A historical journey through the streets and houses of Trowse Newton.

Appendix 1 - Townscape and Buildings

(3) The Street: East of The Manor Rooms

Despite its great variety of building types, this section of The Street has a strongly linear form, with buildings, walls and hedges maintaining a continuous frontage on either side. The Church and Crown Point Tavern and the new houses to the east provide focal points in views up and down the street.

(a) Northside

Old Hall Farmhouse (formerly Sunnydale) is an attractive flint and thatched cottage nestling behind a hedge. It is now linked to the traditional outbuildings, which have been converted to residential use.

Trowse Old Hall dates from 1721, but its present Gothic front dates from around 1770. Features include flint rustications, pointed arched window openings, giant pilasters, cinquefoil and oval openings and a crenelated parapet.

Five houses – Old Hall Close – have been built in its grounds.

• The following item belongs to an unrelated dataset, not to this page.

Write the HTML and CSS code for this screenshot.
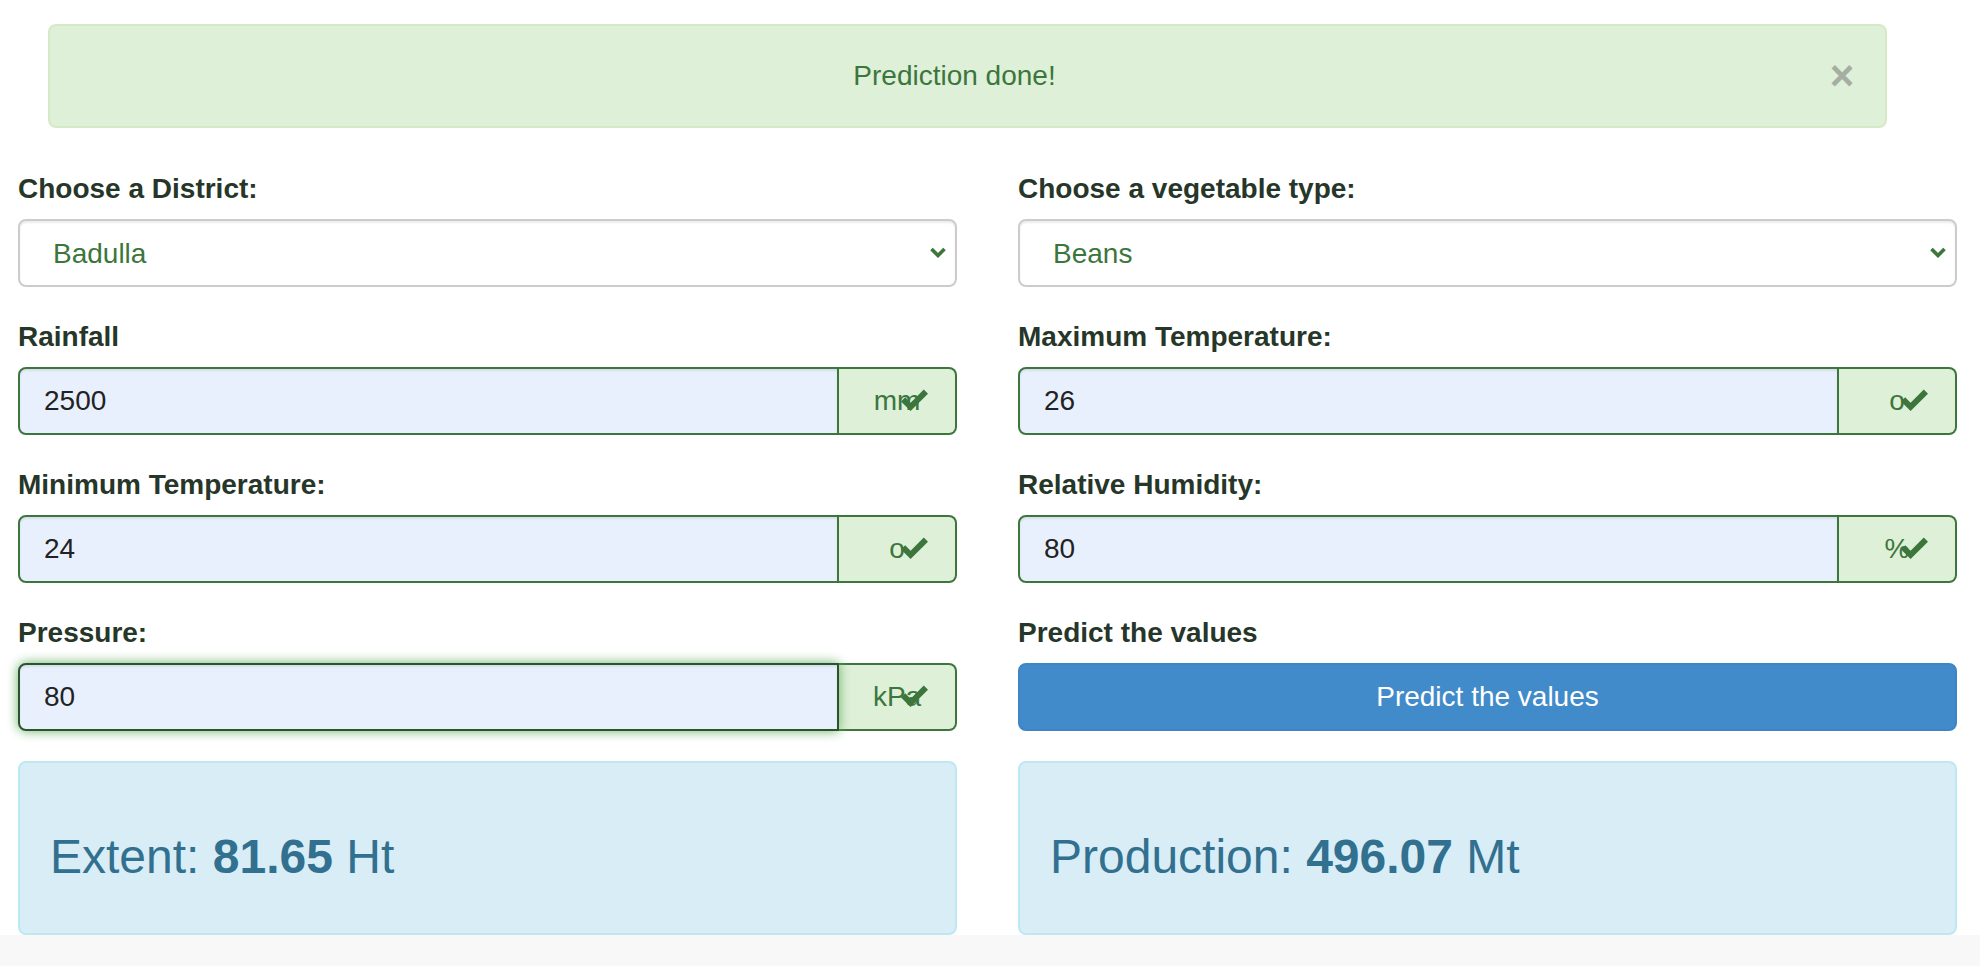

Although clearly late twentieth century in appearance their materials and layout (including the retention of trees) make a positive contribution to the character of the area.

Alburgh Cottages, a red brick and pantiled terrace, dates from the late nineteenth century, but incorporates earlier, probably eighteenth-century fabric, including a blocked pointed arch.

Gothic Cottage has pointed arched windows and door, perhaps related to those of the Old Hall.

Reading Room Cottages are set at right angles to the street and probably date from the seventeenth or eighteenth century. Much of their architectural interest has been obliterated by modern rendering.

Meadow Close is a 20th century development on this side of the street comprising post-war dwellings with gardens grouped around a footpath at right angles to the street. Though of no particular architectural merit, trees and hedges make for a pleasant break in the street scene.

The Manor Rooms, dating (according to a Victorian plaque) from 1604, is of considerable architectural and historic interest but is not listed, possibly due to ‘restoration” works carried out in 1889. The alterations made at that time, comprising high quality flint work, terracotta and half timbering in a “seventeenth century” style, could now be considered for Listing in their own right.

Also of 1889, and in the same rich “Jacobean” style, is Manor House attached to the west side of the Manor Rooms. Railings at the front are contemporary with the house. Behind the Manor House is an attractive bowling green that can be reached from a footpath beside the White Horse connecting The Street and Whitlingham Lane via Newton Close.

The White Horse public house dates from the late nineteenth century and replaced an inn of the same name, which stood on the Common. Its style is in harmony with that of the Colman terraces nearby. Buildings to the rear have been sympathetically converted from stables to an extension to the pub and living accommodation. The car park to the west and the newly widened footpath in front are both tarmacadam.

b) South side

The impact of the large sports hall is all but hidden by the houses on the western end of Highland Crescent and now is only glimpsed through an alleyway.

Three modern houses, Hilltop, Copper Penny and a more recent bungalow, are all reasonably well screened by hedges and trees and make little impact on the street.

A flint barn, with slate roof, at the entrance to Barn Meadow, has been sympathetically converted to a house.

Vulcan Cottages dated 1890 and part of the Colman ‘model village”, have a single central gable to the front and open porches, 4 of which have been enclosed: a break with the “Georgian” simplicity of, for example, Russell Terrace.

Current Easter cottage with attached Newton Cottage behind looking West with older picture when it was a Post Office and Delicatessen.

They are much older, though rendering and modern windows etc. make it hard to ‘read’ their history from the outside

Wayside, a brick house of the early 1980s, fits in reasonably well and is enhanced by a flint front garden wall. It replaced the Congregational Chapel, which was of particular historic interest: it affirmed the Colman family’s original Nonconformist convictions, which, it could be said, were a strong contributory factor in their business success, in their beneficent attitude to their employees and hence in the building at Trowse of the ‘model village” itself.

A gate and a small section of elaborate iron railings built beside the Chapel survive. (below)

Chapel Place, incorporating a restaurant, completes this side of the street, and – as it turns the corner – becomes the point round which the village pivots. Dated 1893, it is the latest and most elaborately detailed of all the terraces. Any hint of “Georgian” simplicity is gone. Large mullioned and transomed windows, gables, bargeboards, exposed rafters and little porches. The replacement of some of the windows is an unfortunate alteration to the rhythm of this block, but thankfully the shop windows, which are a variation on the domestic ones, survive.